Assess polymer shear degradation in surface injection lines and downhole safety valves to maintain viscosity.
Implement preflush designs in alkaline-surfactant-polymer (ASP) floods to mitigate scaling and incompatibility with formation brine.
Size surface chemical mixing and injection facilities based on slug volume and injection duration.
Monitor produced fluid chemistry to detect early surfactant breakthrough and adjust injection strategy.

Module 4: Gas Injection and Miscible Flooding Techniques

Perform slim tube tests to determine minimum miscibility pressure (MMP) for CO₂ or hydrocarbon gas injection.
Design injection well completions to minimize gas coning and early breakthrough in gravity-stable floods.
Allocate available gas supply between injection wells based on reservoir pressure support and sweep efficiency goals.
Implement downhole gas lift integration when using produced gas for re-injection in mature fields.
Model asphaltene precipitation risks during gas injection and implement inhibitor squeeze programs if needed.
Use tracer studies to evaluate interwell connectivity and identify unswept zones during WAG (Water Alternating Gas) cycles.

Module 5: Reservoir Simulation and EOR Performance Forecasting

Upscale fine-scale geological models to simulation grids while preserving key flow barriers and conduits.
Calibrate relative permeability hysteresis models for cyclic injection processes like CSS or WAG.
Define economic constraints in simulation runs, including maximum water cut and minimum oil rate thresholds.
Run history matching on waterflood performance before initiating EOR to validate base-case model accuracy.
Assess uncertainty in oil recovery forecasts using Monte Carlo simulations with probabilistic input parameters.
Optimize injection rate schedules using automated assisted history matching and production optimization tools.

Module 6: Well Design, Completion, and Injection Infrastructure

Specify high-temperature casing and cement formulations for steam injection wells to prevent casing collapse.
Design dual-string completions for SAGD well pairs to independently control injection and production.
Install downhole pressure and temperature gauges (DPTs) for real-time monitoring of flood front progression.
Size surface pipeline networks for high-volume polymer or CO₂ injection with corrosion-resistant materials.
Implement intelligent completions with interval control valves to manage conformance in heterogeneous zones.
Plan workover strategies for injector wells prone to scaling or plugging in chemical flooding operations.

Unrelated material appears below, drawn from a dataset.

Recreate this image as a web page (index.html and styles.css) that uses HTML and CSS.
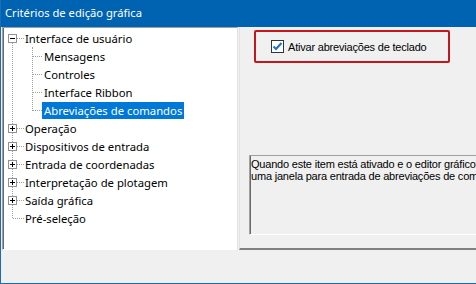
FILE: index.html
```html
<!DOCTYPE html>
<html lang="pt">
<head>
    <meta charset="UTF-8">
    <title>Critérios de edição gráfica</title>
    <link rel="stylesheet" href="styles.css">
</head>
<body>
    <div class="window">
        <div class="titlebar">Critérios de edição gráfica</div>
        <div class="panes">
            <div class="tree">
                <div class="row"><span class="exp"></span><span class="stem"></span><span class="label">Interface de usuário</span></div>
                <div class="kids">
                    <div class="row"><span class="stem child"></span><span class="label">Mensagens</span></div>
                    <div class="row"><span class="stem child"></span><span class="label">Controles</span></div>
                    <div class="row"><span class="stem child"></span><span class="label">Interface Ribbon</span></div>
                    <div class="row"><span class="stem child"></span><span class="label selected">Abreviações de comandos</span></div>
                </div>
                <div class="row"><span class="exp plus"></span><span class="stem"></span><span class="label">Operação</span></div>
                <div class="row"><span class="exp plus"></span><span class="stem"></span><span class="label">Dispositivos de entrada</span></div>
                <div class="row"><span class="exp plus"></span><span class="stem"></span><span class="label">Entrada de coordenadas</span></div>
                <div class="row"><span class="exp plus"></span><span class="stem"></span><span class="label">Interpretação de plotagem</span></div>
                <div class="row"><span class="exp plus"></span><span class="stem"></span><span class="label">Saída gráfica</span></div>
                <div class="row"><span class="stem leaf"></span><span class="label">Pré-seleção</span></div>
            </div>
            <div class="settings">
                <div class="mark">
                    <label class="check">
                        <svg class="box" width="13" height="13" viewBox="0 0 13 13">
                            <rect x="0.5" y="0.5" width="12" height="12" fill="#fff" stroke="#333"/>
                            <path d="M2.5 6.5 L5 9 L10.5 3" fill="none" stroke="#1a6fd1" stroke-width="2"/>
                        </svg>
                        <span>Ativar abreviações de teclado</span>
                    </label>
                </div>
                <div class="help">Quando este item está ativado e o editor gráfico<br>uma janela para entrada de abreviações de comandos</div>
            </div>
        </div>
    </div>
</body>
</html>
```

FILE: styles.css
```css
body {
    margin: 0;
    background-color: #f0f0f0;
    font-family: "Noto Sans", sans-serif;
}
.window {
    width: 476px;
    height: 284px;
    box-sizing: border-box;
    border-left: 1px solid #1a6bb8;
    border-bottom: 1px solid #1a6bb8;
    overflow: hidden;
}
.titlebar {
    height: 27px;
    background-color: #0063b1;
    color: #fff;
    font-size: 11.2px;
    line-height: 26px;
    padding-left: 4px;
}
.panes {
    display: flex;
    gap: 1px;
}
/* Tree on the left */
.tree {
    flex: none;
    position: relative;
    margin-left: 1px;
    width: 236px;
    height: 223px;
    box-sizing: border-box;
    padding-top: 1px;
    background-color: #fff;
    border: 1px solid;
    border-color: #a0a0a0 #e3e3e3 #fff #a0a0a0;
    box-shadow: inset 1px 0 #696969;
    font-size: 11.3px;
    color: #000;
}
.tree::before {
    content: "";
    position: absolute;
    left: 9px;
    top: 14px;
    height: 176px;
    border-left: 1px dotted #a0a0a0;
}
.kids {
    position: relative;
}
.kids::before {
    content: "";
    position: absolute;
    left: 29px;
    top: 0;
    height: 64px;
    border-left: 1px dotted #a0a0a0;
}
.row {
    display: flex;
    align-items: center;
    height: 18px;
}
.exp {
    position: relative;
    width: 9px;
    height: 9px;
    box-sizing: border-box;
    margin-left: 5px;
    border: 1px solid #919191;
    background-color: #fff;
}
.exp::before {
    content: "";
    position: absolute;
    left: 1px;
    top: 3px;
    width: 5px;
    height: 1px;
    background-color: #000;
}
.exp.plus::after {
    content: "";
    position: absolute;
    left: 3px;
    top: 1px;
    width: 1px;
    height: 5px;
    background-color: #000;
}
.stem {
    width: 7px;
    border-top: 1px dotted #a0a0a0;
}
.stem.child {
    margin-left: 30px;
    width: 9px;
}
.stem.leaf {
    margin-left: 10px;
    width: 11px;
}
.label {
    padding: 0 1px;
    line-height: 17px;
    white-space: nowrap;
}
.stem.child + .label {
    padding: 0 2px;
}
.label.selected {
    background-color: #0078d7;
    color: #fff;
}
/* Options on the right */
.settings {
    flex: 1;
    min-width: 0;
    height: 223px;
    box-sizing: border-box;
    border-left: 1px solid #e3e3e3;
    border-bottom: 2px solid #808080;
    display: flex;
    flex-direction: column;
    font-family: "Liberation Sans", Arial, sans-serif;
    font-size: 11px;
    color: #000;
}
.mark {
    margin: 3px 0 0 14px;
    width: 196px;
    height: 33px;
    box-sizing: border-box;
    border: 2px solid #c4161c;
    border-radius: 2px;
    display: flex;
    align-items: center;
}
.check {
    display: flex;
    align-items: center;
    gap: 4px;
    margin-left: 15px;
    letter-spacing: -0.2px;
}
.box {
    display: block;
}
.help {
    margin: 92px 0 0 9px;
    width: 300px;
    height: 80px;
    box-sizing: border-box;
    border-top: 1px solid #a0a0a0;
    border-left: 1px solid #a0a0a0;
    border-bottom: 1px solid #fff;
    box-shadow: inset 1px 0 #696969;
    padding: 2px 0 0 1px;
    line-height: 12px;
    letter-spacing: -0.2px;
    white-space: nowrap;
}
```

Module 7: Monitoring, Surveillance, and Data Integration

Deploy time-lapse (4D) seismic surveys to track steam chamber or gas front expansion and adjust well placement.
Analyze produced fluid tracers to quantify sweep efficiency and identify early breakthrough pathways.
Integrate downhole sensor data with surface facility measurements for real-time injection allocation decisions.
Use fiber-optic DTS (Distributed Temperature Sensing) to detect steam entry zones and channeling in horizontal wells.
Establish baseline and ongoing water cut and GOR monitoring to detect loss of conformance.
Implement data validation protocols to ensure accuracy of injection volume and pressure records for audit and compliance.

Module 8: Environmental, Regulatory, and Project Economics

Design CO₂ capture and compression systems to meet pipeline quality specifications for injection.
Obtain Class II UIC (Underground Injection Control) permits for EOR operations involving CO₂ or chemical fluids.
Quantify greenhouse gas emissions from steam generation and offset via carbon sequestration credits.
Conduct water sourcing and disposal assessments for polymer floods requiring large volumes of clean water.
Model project economics using discounted cash flow analysis with oil price and operational cost sensitivities.
Develop contingency plans for EOR suspension due to regulatory changes or prolonged low oil prices.